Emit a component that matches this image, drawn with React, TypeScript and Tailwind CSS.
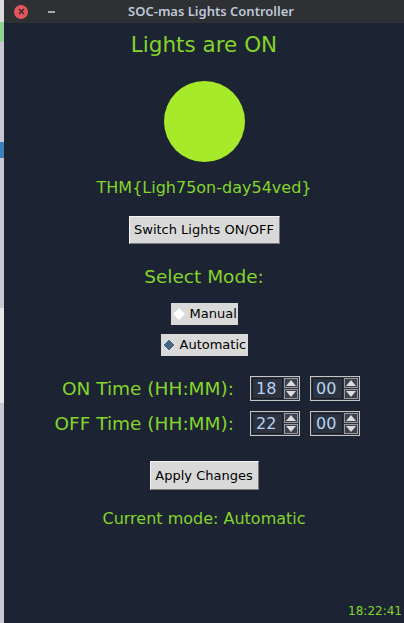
import React from "react"

const green = "text-[#84d42a]"

function Spin({ value }: { value: string }) {
  return (
    <div className="flex h-[25px] w-[50px] border border-[#c4c4c4] bg-[#2c3240] p-[1px]">
      <div className="flex flex-1 items-center border border-[#1a1e27] pl-[3px] text-[16px] leading-none text-[#b9d4f0]">
        {value}
      </div>
      <div className="flex w-[15px] flex-col gap-[1px] pl-[1px]">
        <div className="flex flex-1 items-center justify-center border border-[#9a9a9a] bg-[#3b4150]">
          <svg width="10" height="6" viewBox="0 0 10 6">
            <polygon points="5,0 10,6 0,6" fill="#dcdcdc" />
          </svg>
        </div>
        <div className="flex flex-1 items-center justify-center border border-[#9a9a9a] bg-[#3b4150]">
          <svg width="10" height="6" viewBox="0 0 10 6">
            <polygon points="0,0 10,0 5,6" fill="#dcdcdc" />
          </svg>
        </div>
      </div>
    </div>
  )
}

function TkButton({ label, className }: { label: string; className?: string }) {
  return (
    <div
      className={`flex items-center justify-center border border-t-[#f4f4f4] border-l-[#f4f4f4] border-r-[#7a7a7a] border-b-[#7a7a7a] bg-[#d9d9d9] text-[13px] text-black ${className ?? ""}`}
    >
      {label}
    </div>
  )
}

export default function App() {
  return (
    <div className="flex h-[623px] w-[404px] overflow-hidden bg-[#1c2333]" style={{ fontFamily: '"DejaVu Sans", sans-serif' }}>
      {/* edge of window behind */}
      <div className="flex w-[4px] flex-col bg-[#c9c9d6]">
        <div className="h-[22px] bg-[#dcdcdc]" />
        <div className="h-[20px] bg-[#8fd38f]" />
        <div className="h-[100px]" />
        <div className="h-[16px] bg-[#3d7fb8]" />
        <div className="h-[150px]" />
        <div className="h-[95px] bg-[#e6e6e6]" />
      </div>

      <div className="flex flex-1 flex-col">
        {/* title bar */}
        <div className="relative flex h-[23px] items-center bg-[#2e3034]">
          <div className="ml-[10px] flex h-[14px] w-[14px] items-center justify-center rounded-full bg-[#e0565b]">
            <svg width="7" height="7" viewBox="0 0 7 7">
              <path d="M1 1L6 6M6 1L1 6" stroke="#3a2a2c" strokeWidth="1.6" />
            </svg>
          </div>
          <div className="ml-[20px] h-[2px] w-[7px] bg-[#a9a9a9]" />
          <div
            className="absolute inset-0 flex items-center justify-center pl-[14px] text-[13px] font-semibold text-[#bfc8d6]"
            style={{ fontFamily: '"Noto Sans", sans-serif' }}
          >
            SOC-mas Lights Controller
          </div>
        </div>

        {/* body */}
        <div className="relative flex flex-1 flex-col items-center">
          <div className={`mt-[9px] text-[21.5px] leading-[26px] ${green}`}>Lights are ON</div>
          <div className="mt-[23px] h-[81px] w-[81px] rounded-full bg-[#a6ea2a]" />
          <div className={`mt-[16px] text-[16px] leading-[20px] ${green}`}>THM{"{"}Ligh75on-day54ved{"}"}</div>
          <TkButton label="Switch Lights ON/OFF" className="mt-[18px] h-[28px] w-[151px]" />
          <div className={`mt-[21px] text-[18.5px] leading-[24px] ${green}`}>Select Mode:</div>

          <div className="mt-[14px] flex h-[22px] w-[67px] items-center bg-[#d9d9d9] text-[13px] text-black">
            <svg width="14" height="14" viewBox="0 0 14 14" className="ml-[1px]">
              <polygon points="7,1 13,7 7,13 1,7" fill="#ffffff" />
            </svg>
            <span className="ml-[4px]">Manual</span>
          </div>
          <div className="mt-[9px] flex h-[22px] w-[87px] items-center bg-[#d9d9d9] text-[13px] text-black">
            <svg width="14" height="14" viewBox="0 0 14 14" className="ml-[1px]">
              <polygon points="7,1 13,7 7,13 1,7" fill="#4a6784" stroke="#ffffff" strokeWidth="0.8" />
            </svg>
            <span className="ml-[4px]">Automatic</span>
          </div>

          <div className="mt-[20px] flex flex-col gap-[10px]">
            <div className="flex items-center">
              <div className={`w-[202px] pr-[16px] text-right text-[18.5px] leading-[25px] whitespace-nowrap ${green}`}>ON Time (HH:MM):</div>
              <Spin value="18" />
              <div className="w-[10px]" />
              <Spin value="00" />
            </div>
            <div className="flex items-center">
              <div className={`w-[202px] pr-[16px] text-right text-[18.5px] leading-[25px] whitespace-nowrap ${green}`}>OFF Time (HH:MM):</div>
              <Spin value="22" />
              <div className="w-[10px]" />
              <Spin value="00" />
            </div>
          </div>

          <TkButton label="Apply Changes" className="mt-[25px] h-[29px] w-[109px]" />
          <div className={`mt-[19px] text-[16px] leading-[20px] ${green}`}>Current mode: Automatic</div>

          <div className={`absolute bottom-[3px] right-[2px] text-[12px] ${green}`}>18:22:41</div>
        </div>
      </div>
    </div>
  )
}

════════════════════

WHAT THIS TASK INVOLVES:
Copy each line above precisely, dropping the pictures.

EXERCISE SOLUTION:
Emit a component that matches this image, drawn with React, TypeScript and Tailwind CSS.
import React from "react"

const green = "text-[#84d42a]"

function Spin({ value }: { value: string }) {
  return (
    <div className="flex h-[25px] w-[50px] border border-[#c4c4c4] bg-[#2c3240] p-[1px]">
      <div className="flex flex-1 items-center border border-[#1a1e27] pl-[3px] text-[16px] leading-none text-[#b9d4f0]">
        {value}
      </div>
      <div className="flex w-[15px] flex-col gap-[1px] pl-[1px]">
        <div className="flex flex-1 items-center justify-center border border-[#9a9a9a] bg-[#3b4150]">
          <svg width="10" height="6" viewBox="0 0 10 6">
            <polygon points="5,0 10,6 0,6" fill="#dcdcdc" />
          </svg>
        </div>
        <div className="flex flex-1 items-center justify-center border border-[#9a9a9a] bg-[#3b4150]">
          <svg width="10" height="6" viewBox="0 0 10 6">
            <polygon points="0,0 10,0 5,6" fill="#dcdcdc" />
          </svg>
        </div>
      </div>
    </div>
  )
}

function TkButton({ label, className }: { label: string; className?: string }) {
  return (
    <div
      className={`flex items-center justify-center border border-t-[#f4f4f4] border-l-[#f4f4f4] border-r-[#7a7a7a] border-b-[#7a7a7a] bg-[#d9d9d9] text-[13px] text-black ${className ?? ""}`}
    >
      {label}
    </div>
  )
}

export default function App() {
  return (
    <div className="flex h-[623px] w-[404px] overflow-hidden bg-[#1c2333]" style={{ fontFamily: '"DejaVu Sans", sans-serif' }}>
      {/* edge of window behind */}
      <div className="flex w-[4px] flex-col bg-[#c9c9d6]">
        <div className="h-[22px] bg-[#dcdcdc]" />
        <div className="h-[20px] bg-[#8fd38f]" />
        <div className="h-[100px]" />
        <div className="h-[16px] bg-[#3d7fb8]" />
        <div className="h-[150px]" />
        <div className="h-[95px] bg-[#e6e6e6]" />
      </div>

      <div className="flex flex-1 flex-col">
        {/* title bar */}
        <div className="relative flex h-[23px] items-center bg-[#2e3034]">
          <div className="ml-[10px] flex h-[14px] w-[14px] items-center justify-center rounded-full bg-[#e0565b]">
            <svg width="7" height="7" viewBox="0 0 7 7">
              <path d="M1 1L6 6M6 1L1 6" stroke="#3a2a2c" strokeWidth="1.6" />
            </svg>
          </div>
          <div className="ml-[20px] h-[2px] w-[7px] bg-[#a9a9a9]" />
          <div
            className="absolute inset-0 flex items-center justify-center pl-[14px] text-[13px] font-semibold text-[#bfc8d6]"
            style={{ fontFamily: '"Noto Sans", sans-serif' }}
          >
            SOC-mas Lights Controller
          </div>
        </div>

        {/* body */}
        <div className="relative flex flex-1 flex-col items-center">
          <div className={`mt-[9px] text-[21.5px] leading-[26px] ${green}`}>Lights are ON</div>
          <div className="mt-[23px] h-[81px] w-[81px] rounded-full bg-[#a6ea2a]" />
          <div className={`mt-[16px] text-[16px] leading-[20px] ${green}`}>THM{"{"}Ligh75on-day54ved{"}"}</div>
          <TkButton label="Switch Lights ON/OFF" className="mt-[18px] h-[28px] w-[151px]" />
          <div className={`mt-[21px] text-[18.5px] leading-[24px] ${green}`}>Select Mode:</div>

          <div className="mt-[14px] flex h-[22px] w-[67px] items-center bg-[#d9d9d9] text-[13px] text-black">
            <svg width="14" height="14" viewBox="0 0 14 14" className="ml-[1px]">
              <polygon points="7,1 13,7 7,13 1,7" fill="#ffffff" />
            </svg>
            <span className="ml-[4px]">Manual</span>
          </div>
          <div className="mt-[9px] flex h-[22px] w-[87px] items-center bg-[#d9d9d9] text-[13px] text-black">
            <svg width="14" height="14" viewBox="0 0 14 14" className="ml-[1px]">
              <polygon points="7,1 13,7 7,13 1,7" fill="#4a6784" stroke="#ffffff" strokeWidth="0.8" />
            </svg>
            <span className="ml-[4px]">Automatic</span>
          </div>

          <div className="mt-[20px] flex flex-col gap-[10px]">
            <div className="flex items-center">
              <div className={`w-[202px] pr-[16px] text-right text-[18.5px] leading-[25px] whitespace-nowrap ${green}`}>ON Time (HH:MM):</div>
              <Spin value="18" />
              <div className="w-[10px]" />
              <Spin value="00" />
            </div>
            <div className="flex items-center">
              <div className={`w-[202px] pr-[16px] text-right text-[18.5px] leading-[25px] whitespace-nowrap ${green}`}>OFF Time (HH:MM):</div>
              <Spin value="22" />
              <div className="w-[10px]" />
              <Spin value="00" />
            </div>
          </div>

          <TkButton label="Apply Changes" className="mt-[25px] h-[29px] w-[109px]" />
          <div className={`mt-[19px] text-[16px] leading-[20px] ${green}`}>Current mode: Automatic</div>

          <div className={`absolute bottom-[3px] right-[2px] text-[12px] ${green}`}>18:22:41</div>
        </div>
      </div>
    </div>
  )
}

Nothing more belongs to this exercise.